== Material ==
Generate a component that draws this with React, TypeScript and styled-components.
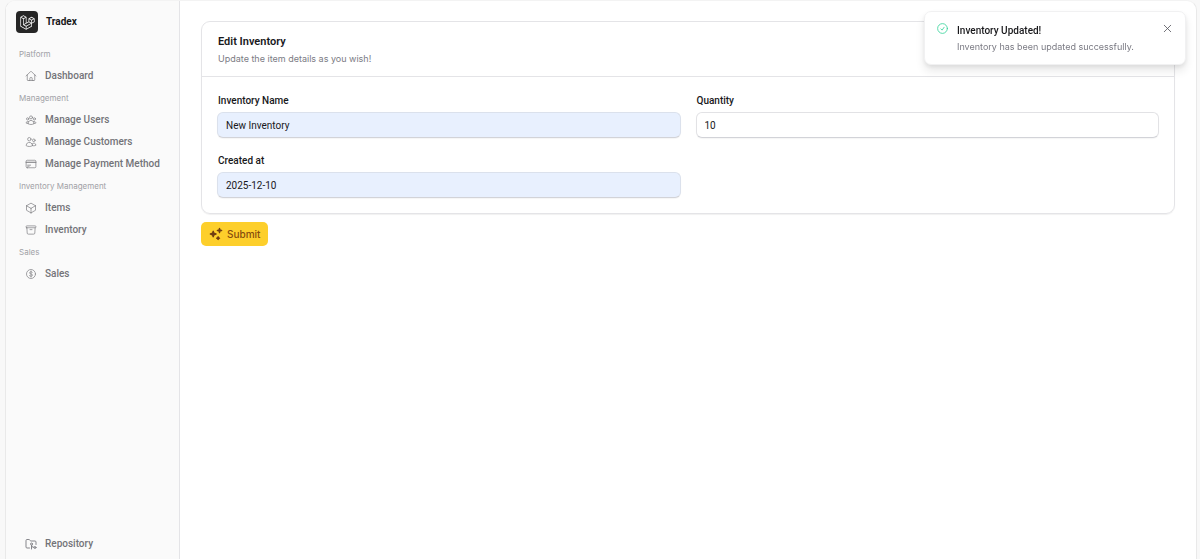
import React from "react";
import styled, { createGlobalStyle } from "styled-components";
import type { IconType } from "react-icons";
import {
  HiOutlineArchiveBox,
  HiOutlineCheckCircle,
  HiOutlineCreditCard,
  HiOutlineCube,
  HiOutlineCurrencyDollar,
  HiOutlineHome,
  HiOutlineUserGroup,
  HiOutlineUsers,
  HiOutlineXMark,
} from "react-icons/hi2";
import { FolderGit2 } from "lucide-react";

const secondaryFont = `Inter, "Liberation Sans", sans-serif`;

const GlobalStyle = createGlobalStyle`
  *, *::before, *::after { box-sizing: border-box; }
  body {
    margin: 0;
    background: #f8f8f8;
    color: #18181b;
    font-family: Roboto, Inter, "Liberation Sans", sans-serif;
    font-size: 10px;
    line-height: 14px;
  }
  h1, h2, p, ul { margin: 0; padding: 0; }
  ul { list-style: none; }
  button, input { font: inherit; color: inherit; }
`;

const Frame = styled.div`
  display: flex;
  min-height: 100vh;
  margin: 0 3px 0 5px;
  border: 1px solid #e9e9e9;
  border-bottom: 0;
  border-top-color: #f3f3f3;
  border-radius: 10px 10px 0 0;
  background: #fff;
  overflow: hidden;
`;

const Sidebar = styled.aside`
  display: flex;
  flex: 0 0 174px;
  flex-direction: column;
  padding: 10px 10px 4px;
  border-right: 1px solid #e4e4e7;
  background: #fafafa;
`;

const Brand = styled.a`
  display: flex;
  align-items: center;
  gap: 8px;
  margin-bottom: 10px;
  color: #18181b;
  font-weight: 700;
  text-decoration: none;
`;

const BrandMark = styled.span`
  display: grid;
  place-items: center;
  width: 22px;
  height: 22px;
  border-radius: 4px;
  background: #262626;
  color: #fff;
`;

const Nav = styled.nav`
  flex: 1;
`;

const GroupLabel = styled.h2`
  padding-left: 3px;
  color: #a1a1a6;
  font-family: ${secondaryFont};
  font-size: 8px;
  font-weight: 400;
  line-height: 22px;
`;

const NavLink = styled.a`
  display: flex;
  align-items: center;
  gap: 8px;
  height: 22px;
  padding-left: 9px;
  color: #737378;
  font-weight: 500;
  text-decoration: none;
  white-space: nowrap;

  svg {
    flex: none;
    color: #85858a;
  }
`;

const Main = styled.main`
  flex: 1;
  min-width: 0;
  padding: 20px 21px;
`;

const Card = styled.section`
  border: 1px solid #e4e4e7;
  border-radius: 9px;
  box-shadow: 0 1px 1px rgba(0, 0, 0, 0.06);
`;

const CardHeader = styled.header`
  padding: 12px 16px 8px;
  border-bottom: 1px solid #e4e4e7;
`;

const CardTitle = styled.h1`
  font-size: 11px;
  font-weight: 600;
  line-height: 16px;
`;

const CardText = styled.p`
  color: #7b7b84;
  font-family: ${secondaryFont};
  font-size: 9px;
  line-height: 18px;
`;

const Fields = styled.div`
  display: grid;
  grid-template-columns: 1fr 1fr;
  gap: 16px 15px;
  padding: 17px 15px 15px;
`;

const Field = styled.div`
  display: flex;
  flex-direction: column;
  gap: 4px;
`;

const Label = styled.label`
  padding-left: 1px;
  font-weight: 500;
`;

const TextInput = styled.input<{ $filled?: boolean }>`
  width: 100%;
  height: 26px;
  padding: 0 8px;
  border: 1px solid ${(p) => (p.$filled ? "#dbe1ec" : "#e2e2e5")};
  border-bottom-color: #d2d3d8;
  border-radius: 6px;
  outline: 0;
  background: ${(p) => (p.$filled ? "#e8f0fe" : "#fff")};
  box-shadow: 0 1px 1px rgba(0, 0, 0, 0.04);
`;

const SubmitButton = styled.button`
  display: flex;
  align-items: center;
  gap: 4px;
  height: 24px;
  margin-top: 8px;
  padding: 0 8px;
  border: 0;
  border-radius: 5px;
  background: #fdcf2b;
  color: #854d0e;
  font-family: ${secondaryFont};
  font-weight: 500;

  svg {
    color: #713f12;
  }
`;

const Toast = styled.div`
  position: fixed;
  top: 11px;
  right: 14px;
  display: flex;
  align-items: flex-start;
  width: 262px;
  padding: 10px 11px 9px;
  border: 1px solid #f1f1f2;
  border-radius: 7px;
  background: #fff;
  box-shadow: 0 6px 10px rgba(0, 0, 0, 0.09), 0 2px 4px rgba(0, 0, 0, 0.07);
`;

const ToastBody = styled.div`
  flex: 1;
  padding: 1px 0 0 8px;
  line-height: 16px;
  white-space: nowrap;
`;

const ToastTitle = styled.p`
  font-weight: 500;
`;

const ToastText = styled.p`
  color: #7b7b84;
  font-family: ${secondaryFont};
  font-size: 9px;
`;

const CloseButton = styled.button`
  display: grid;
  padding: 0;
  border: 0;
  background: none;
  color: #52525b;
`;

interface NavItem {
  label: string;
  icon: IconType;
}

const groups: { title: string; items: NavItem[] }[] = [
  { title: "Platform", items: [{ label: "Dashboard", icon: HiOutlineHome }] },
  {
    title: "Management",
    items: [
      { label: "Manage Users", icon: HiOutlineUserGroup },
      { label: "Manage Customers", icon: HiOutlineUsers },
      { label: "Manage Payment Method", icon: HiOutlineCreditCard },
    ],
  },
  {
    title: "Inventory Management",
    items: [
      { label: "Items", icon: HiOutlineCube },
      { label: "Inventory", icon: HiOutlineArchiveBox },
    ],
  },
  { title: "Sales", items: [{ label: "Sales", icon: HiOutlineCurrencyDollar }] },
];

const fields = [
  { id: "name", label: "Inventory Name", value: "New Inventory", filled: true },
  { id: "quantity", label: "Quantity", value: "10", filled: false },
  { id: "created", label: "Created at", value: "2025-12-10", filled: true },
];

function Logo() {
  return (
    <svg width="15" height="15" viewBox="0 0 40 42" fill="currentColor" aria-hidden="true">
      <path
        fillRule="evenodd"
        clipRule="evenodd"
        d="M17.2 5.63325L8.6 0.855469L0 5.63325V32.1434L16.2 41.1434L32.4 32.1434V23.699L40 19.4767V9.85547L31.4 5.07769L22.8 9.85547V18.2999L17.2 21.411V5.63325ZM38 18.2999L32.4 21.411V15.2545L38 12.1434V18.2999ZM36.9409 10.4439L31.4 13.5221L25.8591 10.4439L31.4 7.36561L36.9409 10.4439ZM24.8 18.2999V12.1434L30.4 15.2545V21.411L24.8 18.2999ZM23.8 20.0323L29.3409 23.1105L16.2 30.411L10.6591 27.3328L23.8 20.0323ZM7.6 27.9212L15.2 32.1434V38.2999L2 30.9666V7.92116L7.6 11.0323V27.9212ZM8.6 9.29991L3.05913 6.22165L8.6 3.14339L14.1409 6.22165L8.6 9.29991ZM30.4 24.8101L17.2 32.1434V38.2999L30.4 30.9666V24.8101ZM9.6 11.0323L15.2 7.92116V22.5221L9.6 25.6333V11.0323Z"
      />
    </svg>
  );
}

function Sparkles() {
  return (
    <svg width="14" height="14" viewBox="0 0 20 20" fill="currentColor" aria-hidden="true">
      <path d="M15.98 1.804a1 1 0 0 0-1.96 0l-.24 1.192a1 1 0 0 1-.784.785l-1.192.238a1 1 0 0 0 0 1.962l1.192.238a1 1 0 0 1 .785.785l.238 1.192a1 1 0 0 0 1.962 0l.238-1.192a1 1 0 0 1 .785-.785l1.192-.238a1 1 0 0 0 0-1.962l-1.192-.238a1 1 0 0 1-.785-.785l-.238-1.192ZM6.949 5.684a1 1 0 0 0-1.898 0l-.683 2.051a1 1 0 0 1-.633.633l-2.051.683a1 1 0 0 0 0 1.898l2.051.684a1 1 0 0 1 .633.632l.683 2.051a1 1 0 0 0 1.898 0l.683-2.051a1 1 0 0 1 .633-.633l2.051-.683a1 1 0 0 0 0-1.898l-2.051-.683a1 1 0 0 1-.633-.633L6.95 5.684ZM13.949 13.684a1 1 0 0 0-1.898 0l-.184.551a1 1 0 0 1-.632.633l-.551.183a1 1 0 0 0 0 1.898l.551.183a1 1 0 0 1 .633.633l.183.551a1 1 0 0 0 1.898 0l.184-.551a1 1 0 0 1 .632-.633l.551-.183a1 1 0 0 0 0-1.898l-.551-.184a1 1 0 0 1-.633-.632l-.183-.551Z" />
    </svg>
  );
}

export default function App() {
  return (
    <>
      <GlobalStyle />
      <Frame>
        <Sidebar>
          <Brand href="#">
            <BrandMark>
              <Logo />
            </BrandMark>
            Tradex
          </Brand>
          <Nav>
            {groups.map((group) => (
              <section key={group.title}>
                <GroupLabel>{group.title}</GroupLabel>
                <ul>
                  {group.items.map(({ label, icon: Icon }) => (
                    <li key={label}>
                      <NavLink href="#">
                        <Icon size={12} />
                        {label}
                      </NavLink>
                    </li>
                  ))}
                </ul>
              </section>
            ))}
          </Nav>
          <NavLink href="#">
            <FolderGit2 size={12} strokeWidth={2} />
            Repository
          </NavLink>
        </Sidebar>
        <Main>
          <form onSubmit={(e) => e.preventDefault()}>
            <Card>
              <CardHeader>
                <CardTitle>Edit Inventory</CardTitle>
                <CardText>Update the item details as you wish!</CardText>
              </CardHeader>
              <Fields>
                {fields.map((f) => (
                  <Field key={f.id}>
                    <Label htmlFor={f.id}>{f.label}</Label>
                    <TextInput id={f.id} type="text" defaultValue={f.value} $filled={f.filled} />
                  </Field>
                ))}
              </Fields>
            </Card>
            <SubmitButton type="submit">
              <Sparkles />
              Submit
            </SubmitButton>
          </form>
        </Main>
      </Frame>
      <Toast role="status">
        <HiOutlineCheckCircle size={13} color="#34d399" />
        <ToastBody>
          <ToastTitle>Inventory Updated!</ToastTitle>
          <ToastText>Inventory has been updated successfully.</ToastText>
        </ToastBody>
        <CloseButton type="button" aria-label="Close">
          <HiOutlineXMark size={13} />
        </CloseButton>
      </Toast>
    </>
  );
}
===
Exercise prompt —
Provide the number of lines in the data above that contain the string "components", and nothing else.

Final result —
2